Les économistes en vue sont sélectionnés pour délivrer la « bonne parole ». Les autres devront changer de métier…
Bonjour,
On pourrait aussi imaginer votre schéma beaucoup plus grand.
Il me semble qu’en allant dans le sens de P l’attitude de la feuille augmente. Aussi peut-être que le pari fait (consciemment ou pas) par le politique est, face au précipice b, d’accélérer afin d’éviter une chute brutale. En allant assez loin dans la direction de P, peut-être espère-t-il réduire le dénivelé. Puis une fois reposé, virer à droite.
La question sera alors de pouvoir se rapprocher du point de torsion C car in fine, en s’en éloignant, peut importe la vitesse de rotation, il faudra chuter brutalement.
Est-ce qu’il ne faudrait pas distinguer les cycles par pays ? Y voir même des moteurs ago-antagonistes? Car le malheur des uns (dépression) fait aussi le bonheur des autres (expansion).
Dans les années 20, il y avait une certaine prospérité chez les vainqueurs de 14-18, c’était « les années folles », les « roaring twenties ».
La première guerre avait en effet permis de détruire du capital et l’économie était repartie, au dépens de l’Allemagne qui était au purgatoire de la dépression.
Mais on n’était pas en dépression en France, « la peur des investisseurs » qu’évoque Keynes et simplement le taux de profit très bas propre à la stagflation, et qui nécessite de détruire du capital (ou d' »euthanasier le rentier » selon les dires de Keynes).
1929 était une crise de surproduction , pas la manifestation de la dépression. Après, l’Allemagne qui à partir de 1933 allait ajouter de grosses capacités industrielles « grâce » au nazisme, « menaçait » d’industrialiser l’URSS, et un Japon également en pleine phase d’expansion coloniale en Chine.
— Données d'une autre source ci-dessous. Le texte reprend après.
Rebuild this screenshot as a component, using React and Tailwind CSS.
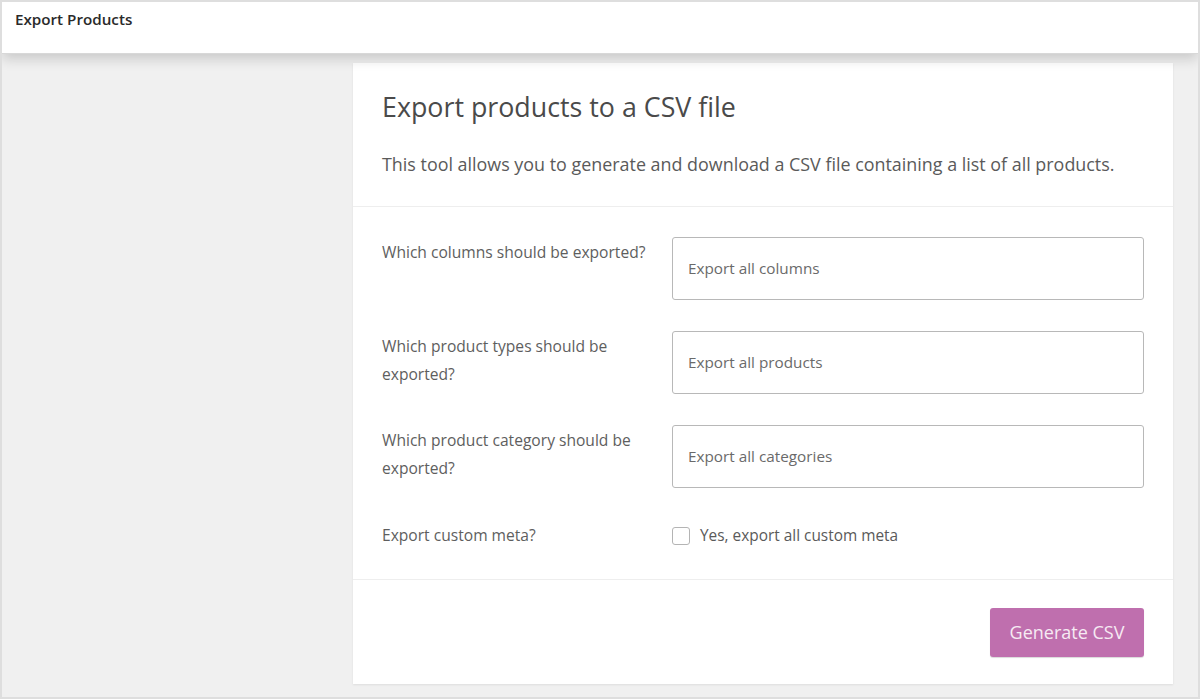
import { useState } from 'react'

const font = { fontFamily: '"Open Sans", "Noto Sans", sans-serif' }

function SelectRow({ label, placeholder }) {
    return (
        <div className="flex items-start">
            <label className="w-[290px] pt-[1px] pr-4 text-[15.6px] leading-[28px] text-[#5e5e5e]">
                {label}
            </label>
            <div className="w-[472px] h-[63px] flex items-center px-[15px] border border-[#b8b8b8] rounded-[3px] bg-white text-[15.3px] text-[#6a6a6a]">
                {placeholder}
            </div>
        </div>
    )
}

export default function App() {
    const [meta, setMeta] = useState(false)

    return (
        <div style={font} className="w-full h-[699px] bg-[#f0f0f0] border-2 border-[#dedede] flex flex-col overflow-hidden">
            {/* Top bar */}
            <header className="h-[52px] shrink-0 bg-white border-b border-[#d8d8d8] shadow-[0_5px_12px_rgba(0,0,0,0.16)] px-[13px] pt-[6px] relative z-10">
                <h1 className="text-[15.2px] font-semibold text-[#2a2a2a]">Export Products</h1>
            </header>

            <div className="flex-1 flex pt-[9px] pl-[351px]">
                <div className="w-[820px] h-[621px] bg-white shadow-[0_1px_2px_rgba(0,0,0,0.08)] flex flex-col">
                    <div className="px-[29px] pt-[26px] pb-[28px] border-b border-[#eeeeee]">
                        <h2 className="text-[26.8px] leading-[36px] text-[#4a4a4a]">Export products to a CSV file</h2>
                        <p className="mt-[25px] text-[17.9px] leading-[28px] text-[#5a5a5a]">
                            This tool allows you to generate and download a CSV file containing a list of all products.
                        </p>
                    </div>

                    <div className="px-[29px] pt-[30px] pb-[30px] flex flex-col gap-[31px] border-b border-[#eeeeee]">
                        <SelectRow label="Which columns should be exported?" placeholder="Export all columns" />
                        <SelectRow label="Which product types should be exported?" placeholder="Export all products" />
                        <SelectRow label="Which product category should be exported?" placeholder="Export all categories" />
                        <div className="flex items-start pt-[2px]">
                            <label className="w-[290px] pr-4 text-[15.6px] leading-[28px] text-[#5e5e5e]">Export custom meta?</label>
                            <label className="flex items-center gap-[10px] pt-[3px] text-[15.4px] text-[#5a5a5a] cursor-pointer">
                                <input
                                    type="checkbox"
                                    checked={meta}
                                    onChange={(e) => setMeta(e.target.checked)}
                                    className="appearance-none w-[18px] h-[18px] border border-[#b4b4b4] rounded-[3px] bg-white"
                                />
                                Yes, export all custom meta
                            </label>
                        </div>
                    </div>

                    <div className="flex justify-end px-[29px] pt-[28px]">
                        <button className="w-[154px] h-[49px] rounded-[3px] bg-[#bf6fae] text-[#f6eaf3] text-[18px] shadow-[0_1px_1px_rgba(0,0,0,0.15)]">
                            Generate CSV
                        </button>
                    </div>
                </div>
            </div>
        </div>
    )
}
Là en effet on a eu un gros risque de surcapacité mondiale qui a justifié la guerre inter-impérialiste.
Il y a aussi quelquechose qui m’étonne (mais en réalité c’est compréhensible…) : c’est l’absence totale de Marx et Engels dans les théories actuelles, alors qu’ils ont fait un effort scientifique remarquable en observant les guerres et les crises en leur temps, et dont les motifs n’ont pas vraiment changé aujourd’hui.